The latest battle in the war between movie studios trying to recapture the glory days of the home entertainment market and exhibitors trying to hold onto their theatrical business has, a bit surprisingly, revolved around Johnny Depp in a funny hat.

In the words of Paul Sweeting over at GigaOm Pro (subscription required), Disney managed to pick itself a real fight with exhibitors over the distribution of its upcoming Tim Burton/Johnny Depp Alice in Wonderland reboot, specifically with regards to its decision to shorten its DVD window from four months to three months. With the change, the Alice DVD is poised to hit retailer shelves this June.

It was mostly international exhibitors who started crying foul over the decision — the UK-based Odeon declared they would boycott, while Vue Entertainment only agreed to show the film after being assured by Disney that the Alice DVD window was an experiment, and would be an exception to the rule. In the States, AMC Entertainment is also still negotiating with Disney about the decision.

Sweeting argues that timing doesn’t matter in this new world of DVD distribution, because consumers find physical media overpriced in comparison with rental options from Redbox and Netflix, and bringing up the release date won’t change their minds on that score. Me? I disagree, because for films with the potential to perform well both at the box office and Blockbusters, delaying the DVD release can mean creating greater anticipation. And the thing is, Disney agrees with me.

I’m referring to the Disney Vault, Disney’s program for limiting the release of its classic works of animation, including Snow White and the Seven Dwarves, Beauty and the Beast and Fantasia. By limiting the distribution of some of its most beloved films, it’s created an artificial scarcity around those titles, making people wait YEARS to buy them once again, and happy to do so. And that’s for movies that consumers may already own, just in a more primitive format.

(If you’ve never seen it, by the way, TV Funhouse’s take on the Disney Vault is priceless.)

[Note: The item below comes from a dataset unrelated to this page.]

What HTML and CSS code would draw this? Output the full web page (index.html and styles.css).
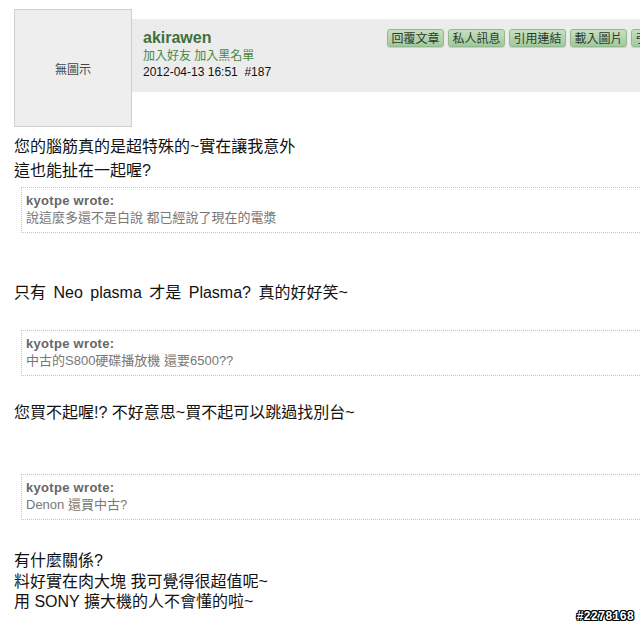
FILE: index.html
```html
<!DOCTYPE html>
<html lang="zh-Hant">
<head>
<meta charset="utf-8">
<link rel="stylesheet" href="styles.css">
</head>
<body>
<div class="page">
  <div class="post-head">
    <div class="avatar">無圖示</div>
    <div class="bar">
      <div class="info">
        <div class="name">akirawen</div>
        <div class="links"><a>加入好友</a> <a>加入黑名單</a></div>
        <div class="date">2012-04-13 16:51&nbsp;&nbsp;#187</div>
      </div>
      <div class="buttons">
        <span class="btn">回覆文章</span>
        <span class="btn">私人訊息</span>
        <span class="btn">引用連結</span>
        <span class="btn">載入圖片</span>
        <span class="btn">引用回覆</span>
      </div>
    </div>
  </div>
  <div class="content">
    <div class="text first">您的腦筋真的是超特殊的~實在讓我意外<br>這也能扯在一起喔?</div>
    <div class="quote q1">
      <div class="qtitle">kyotpe wrote:</div>
      <div class="qtext">說這麼多還不是白說 都已經說了現在的電漿</div>
    </div>
    <div class="text t2">只有 Neo plasma 才是 Plasma? 真的好好笑~</div>
    <div class="quote q2">
      <div class="qtitle">kyotpe wrote:</div>
      <div class="qtext">中古的S800硬碟播放機 還要6500??</div>
    </div>
    <div class="text t3">您買不起喔!? 不好意思~買不起可以跳過找別台~</div>
    <div class="quote q3">
      <div class="qtitle">kyotpe wrote:</div>
      <div class="qtext">Denon 還買中古?</div>
    </div>
    <div class="text t4">有什麼關係?<br>料好實在肉大塊 我可覺得很超值呢~<br>用 SONY 擴大機的人不會懂的啦~</div>
  </div>
</div>
<div class="watermark">#2278168</div>
</body>
</html>
```

FILE: styles.css
```css
html, body {
  margin: 0;
  padding: 0;
  background: #fff;
  overflow: hidden;
}
body {
  width: 640px;
  height: 626px;
  position: relative;
  font-family: "Liberation Sans", Arial, "Noto Sans CJK TC", sans-serif;
  color: #111;
}
.page {
  padding-left: 14px;
}
.post-head {
  display: flex;
  align-items: flex-start;
  padding-top: 9px;
}
.avatar {
  flex: none;
  width: 116px;
  height: 116px;
  border: 1px solid #cfcfcf;
  background: #eeeeee;
  display: flex;
  align-items: center;
  justify-content: center;
  font-size: 12px;
  color: #444;
}
.bar {
  flex: 1;
  min-width: 0;
  margin-top: 10px;
  height: 73px;
  background: #ececec;
  display: flex;
  align-items: flex-start;
  overflow: hidden;
}
.info {
  flex: none;
  padding-left: 11px;
  padding-top: 9px;
  box-sizing: border-box;
  width: 255px;
}
.name {
  font-size: 16px;
  font-weight: bold;
  color: #3e6f3e;
  line-height: 19px;
}
.links {
  font-size: 12px;
  line-height: 16px;
  color: #4a873e;
  margin-top: 1px;
}
.links a {
  color: #4a873e;
  text-decoration: none;
}
.date {
  font-size: 12px;
  line-height: 16px;
  color: #111;
}
.buttons {
  flex: none;
  display: flex;
  gap: 4px;
  margin-top: 10px;
}
.btn {
  flex: none;
  box-sizing: border-box;
  width: 57px;
  height: 18px;
  border: 1px solid #93b98e;
  border-radius: 3px;
  background: linear-gradient(#c6dfbf, #a3c89c);
  box-shadow: 0 1px 1px rgba(0,0,0,0.15);
  font-size: 12px;
  line-height: 16px;
  text-align: center;
  color: #2c3a2c;
  font-family: "Noto Sans CJK TC", sans-serif;
}
.content {
  margin-top: 8px;
}
.text {
  font-size: 16px;
  line-height: 20px;
  color: #111;
  white-space: nowrap;
}
.text.first {
  line-height: 24px;
}
.quote {
  margin-left: 7px;
  margin-right: -40px;
  border: 1px dotted #c4c4c4;
  padding: 4px 4px 6px 4px;
  line-height: 17px;
  font-size: 13px;
}
.qtitle {
  font-weight: bold;
  color: #666;
  letter-spacing: 0.3px;
}
.qtext {
  color: #777;
  white-space: nowrap;
}
.q1 { margin-top: 4px; }
.t2 { margin-top: 50px; word-spacing: 3px; }
.q2 { margin-top: 27px; }
.t3 { margin-top: 27px; }
.q3 { margin-top: 51px; }
.t4 { margin-top: 31px; line-height: 20.5px; }
.watermark {
  position: absolute;
  right: 6px;
  bottom: 2px;
  font-family: "Liberation Mono", monospace;
  font-weight: bold;
  font-size: 12px;
  color: #fff;
  text-shadow: 1px 0 0 #000, -1px 0 0 #000, 0 1px 0 #000, 0 -1px 0 #000, 1px 1px 0 #000, -1px -1px 0 #000, 1px -1px 0 #000, -1px 1px 0 #000;
}
```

The major catch, of course, is that by limiting the distribution, piracy might increase — after all, a tech-savvy parent confronted by a child screaming to watch The Lion King (which has been in the Vault since 2005, and does not appear to be slated for a Blu-ray release anytime soon) probably won’t care too much about copyright infringement after a certain point.

In addition, this strategy really only works if the film’s worth watching, and while one early review celebrated the film’s visual style, the reviewer seemed pretty unimpressed with the scripting and performances. Which might make Tim Burton’s reimagining worth $15 for an IMAX 3-D experience, but maybe not $30 for the Blu-ray release three — or nine — months later.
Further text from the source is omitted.